I was touched, when I was researching my book, to learn that when my great great grandfather Epes Sargent Dixwell and his two brothers had their forebear, the regicide John Dixwell, exhumed, his toe bones were still intact, 160 years after his 1689 death.

The Dixwell brothers dug him up in 1849, presumably, because they wanted him honored with a large and dignified monument instead of the simple sandstone one he had lain under. That one displayed only his initials—J.D.—to protect his remains from the continuing wrath of British soldiers.
I have deep respect for the webby collection of bones, tendons and ligaments on which, improbably, human beings balance their upright bodies. Such small yet intricate platforms carry us through life.

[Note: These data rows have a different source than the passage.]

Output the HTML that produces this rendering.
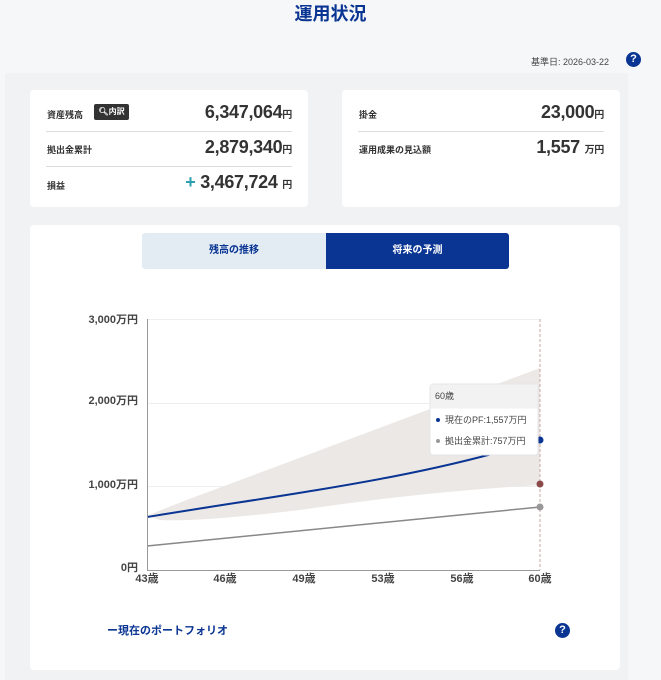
<!DOCTYPE html>
<html><head><meta charset="utf-8"><style>
body{margin:0;width:661px;height:680px;background:#f6f7f9;font-family:"Liberation Sans","Noto Sans CJK JP",sans-serif;color:#333;position:relative;overflow:hidden}
.a{position:absolute}
h1{position:absolute;top:0px;left:0;width:661px;text-align:center;margin:0;font-size:18px;color:#0a3593;font-weight:bold}
.card{position:absolute;background:#fff;border-radius:4px}
.lbl{position:absolute;font-size:9px;font-weight:bold;color:#333}
.val{position:absolute;font-size:18px;font-weight:bold;color:#333;text-align:right;letter-spacing:-0.3px}
.val small{font-size:10px}
.line{position:absolute;height:1px;background:#ddd}
.q{position:absolute;width:15px;height:15px;border-radius:50%;background:#0a3593;color:#fff;font-size:11px;font-weight:bold;text-align:center;line-height:15px}
</style></head><body>
<h1>運用状況</h1>
<div class="a" style="left:531px;top:55px;font-size:9px;color:#444">基準日: 2026-03-22</div>
<div class="q" style="left:626px;top:52px">?</div>
<div class="a" style="left:5px;top:73px;width:623px;height:607px;background:#f1f2f4"></div>
<div class="card" style="left:30px;top:90px;width:278px;height:117px">
<div class="lbl" style="left:17px;top:18px">資産残高</div>
<div class="a" style="left:64px;top:14px;width:35px;height:16px;background:#333;border-radius:2px;color:#fff;font-size:8px;font-weight:bold;line-height:16px;text-align:center">🔍︎内訳</div>
<div class="val" style="right:16px;top:12px">6,347,064<small>円</small></div>
<div class="line" style="left:16px;right:16px;top:41px"></div>
<div class="lbl" style="left:17px;top:53px">拠出金累計</div>
<div class="val" style="right:16px;top:47px">2,879,340<small>円</small></div>
<div class="line" style="left:16px;right:16px;top:76px"></div>
<div class="lbl" style="left:17px;top:89px">損益</div>
<div class="val" style="right:16px;top:82px"><span style="color:#2aa0b0">+</span> 3,467,724 <small>円</small></div>
</div>
<div class="card" style="left:342px;top:90px;width:278px;height:117px">
<div class="lbl" style="left:17px;top:18px">掛金</div>
<div class="val" style="right:16px;top:12px">23,000<small>円</small></div>
<div class="line" style="left:16px;right:16px;top:41px"></div>
<div class="lbl" style="left:17px;top:53px">運用成果の見込額</div>
<div class="val" style="right:16px;top:47px">1,557 <small>万円</small></div>
</div>
<div class="card" style="left:30px;top:225px;width:590px;height:445px"></div>
<div class="a" style="left:142px;top:233px;width:184px;height:36px;background:#e3ebf3;border-radius:3px 0 0 3px;color:#0a3593;font-size:10px;font-weight:bold;text-align:center;line-height:36px">残高の推移</div>
<div class="a" style="left:326px;top:233px;width:183px;height:36px;background:#0a3593;border-radius:0 3px 3px 0;color:#fff;font-size:10px;font-weight:bold;text-align:center;line-height:36px">将来の予測</div>
<svg class="a" style="left:0;top:0" width="661" height="680">
<g stroke="#eee" stroke-width="1"><line x1="147" y1="319.5" x2="540" y2="319.5"/><line x1="147" y1="403.5" x2="540" y2="403.5"/><line x1="147" y1="486.5" x2="540" y2="486.5"/></g>
<path d="M147 516 Q160 510 200 495 L540 368 L540 485 Q420 492 300 510 Q200 522 160 520 Z" fill="#ece8e6"/>
<line x1="540" y1="319" x2="540" y2="570" stroke="#c9a8a8" stroke-dasharray="3,2"/>
<path d="M147 517 C300 492 420 478 540 440" fill="none" stroke="#0a3593" stroke-width="2"/>
<line x1="147" y1="546" x2="540" y2="507" stroke="#888" stroke-width="1.5"/>
<line x1="147.5" y1="319" x2="147.5" y2="571" stroke="#999"/>
<line x1="147" y1="570.5" x2="540" y2="570.5" stroke="#999"/>
<circle cx="540" cy="440" r="3.5" fill="#0a3593"/><circle cx="540" cy="484" r="3.5" fill="#8a4a4a"/><circle cx="540" cy="507" r="3.5" fill="#999"/>
<g font-size="11" font-weight="bold" fill="#444" text-anchor="end"><text x="138" y="323">3,000万円</text><text x="138" y="404">2,000万円</text><text x="138" y="488">1,000万円</text><text x="138" y="571">0円</text></g>
<g font-size="11" font-weight="bold" fill="#444" text-anchor="middle"><text x="147" y="582">43歳</text><text x="225" y="582">46歳</text><text x="304" y="582">49歳</text><text x="383" y="582">53歳</text><text x="462" y="582">56歳</text><text x="540" y="582">60歳</text></g>
<rect x="430" y="384" width="108" height="71" rx="3" fill="#fff" stroke="#e5e5e5"/>
<rect x="430.5" y="384.5" width="107" height="24" fill="#f2f2f2"/>
<g font-size="9" fill="#444"><text x="435" y="399">60歳</text><text x="445" y="423">現在のPF:1,557万円</text><text x="445" y="444">拠出金累計:757万円</text></g>
<circle cx="438" cy="420" r="2" fill="#0a3593"/><circle cx="438" cy="441" r="2" fill="#999"/>
</svg>
<div class="a" style="left:107px;top:622px;font-size:11px;font-weight:bold;color:#0a3593">ー現在のポートフォリオ</div>
<div class="q" style="left:555px;top:623px">?</div>
</body></html>
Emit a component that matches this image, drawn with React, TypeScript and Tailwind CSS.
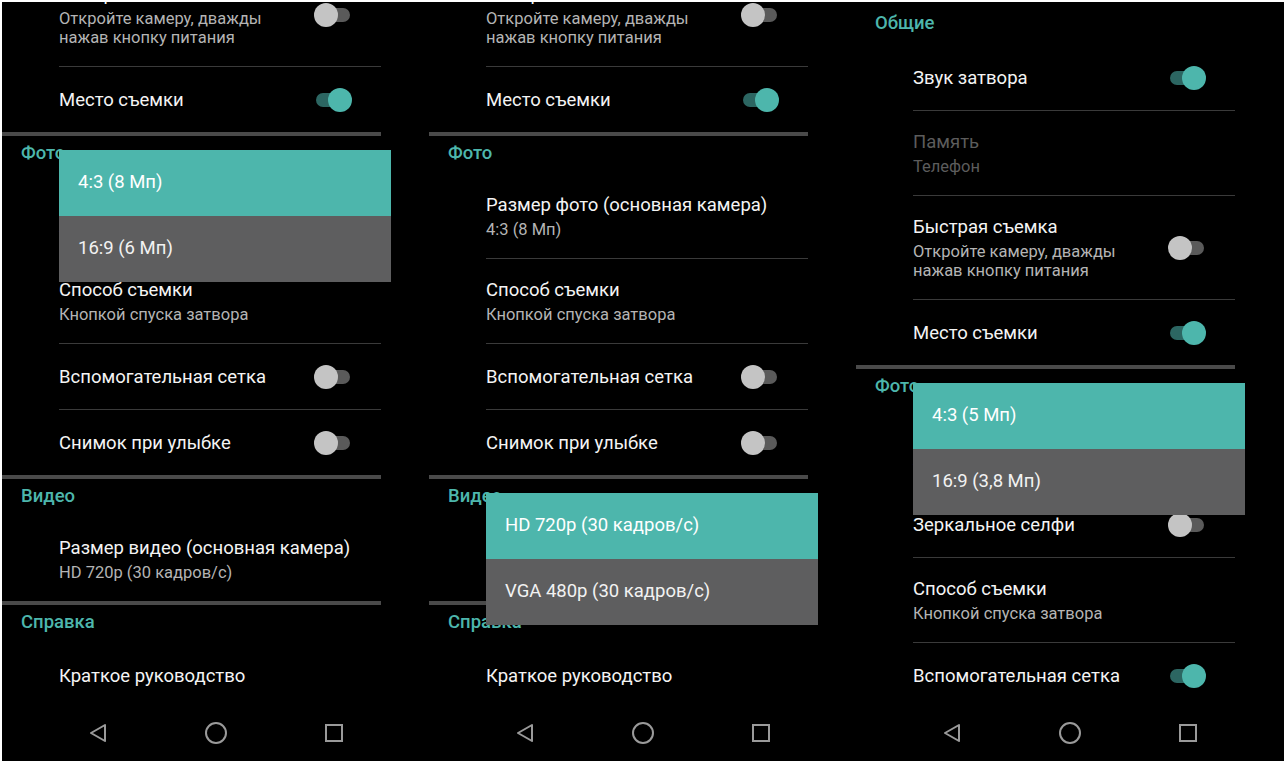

When I was in England to research John Dixwell’s life, it was profound to hike on my small feet over the pastures in County Kent that were once his property. I was moved again when I walked across an ancient burial ground in Hadley, Massachusetts to visit the grave of the Reverend John Russell, the minister who hid major generals and regicides Edward Whalley and William Goffe as well as John Dixwell in the 1660’s and beyond.
At my high school, in the 1960’s, we often sang the hymn “Jerusalem,” set to William Blake’s poem:
“And did those feet in ancient time, walk upon England’s mountains green?
And was the Holy Lamb of God on England’s pleasant pastures seen?”
John Dixwell had been dead for seventy-odd years when Blake was born, but he would have been inspired by Blake’s fierce passion about fighting for a New Jerusalem in England:

“Bring me my bow of burning gold! Bring me my arrows of desire!
Bring me my spear! O Clouds unfold! Bring me my Chariot of Fire!
I will not cease from mental fight; nor shall my sword sleep in my hand
Till we have built Jerusalem in England’s green and pleasant land.”
Maybe John Dixwell chose to shelter in the New Haven Colony because its founders, John Davenport and Theophilus Eaton, considered it a new Jerusalem. Dixwell never stopped believing in his own new Jerusalem—“The Good Old Cause” of England being governed by its people, not a monarch.
What strong toes Dixwell must have had for those little bones to be intact so many years after his death. John Dixwell’s feet carried him to Hanau, Germany after his flight from England at the restoration of Charles the Second, and across Flanders and eventually across the wide Atlantic to the New World, where he lived until his death.
As he walked around the New Haven Colony, where he hid under the assumed name of James Davids until his death, people were struck by him, but did not know he was one of the men who had condemned a king to death in a profoundly shocking political event that shook England and much of Europe, down to their toes.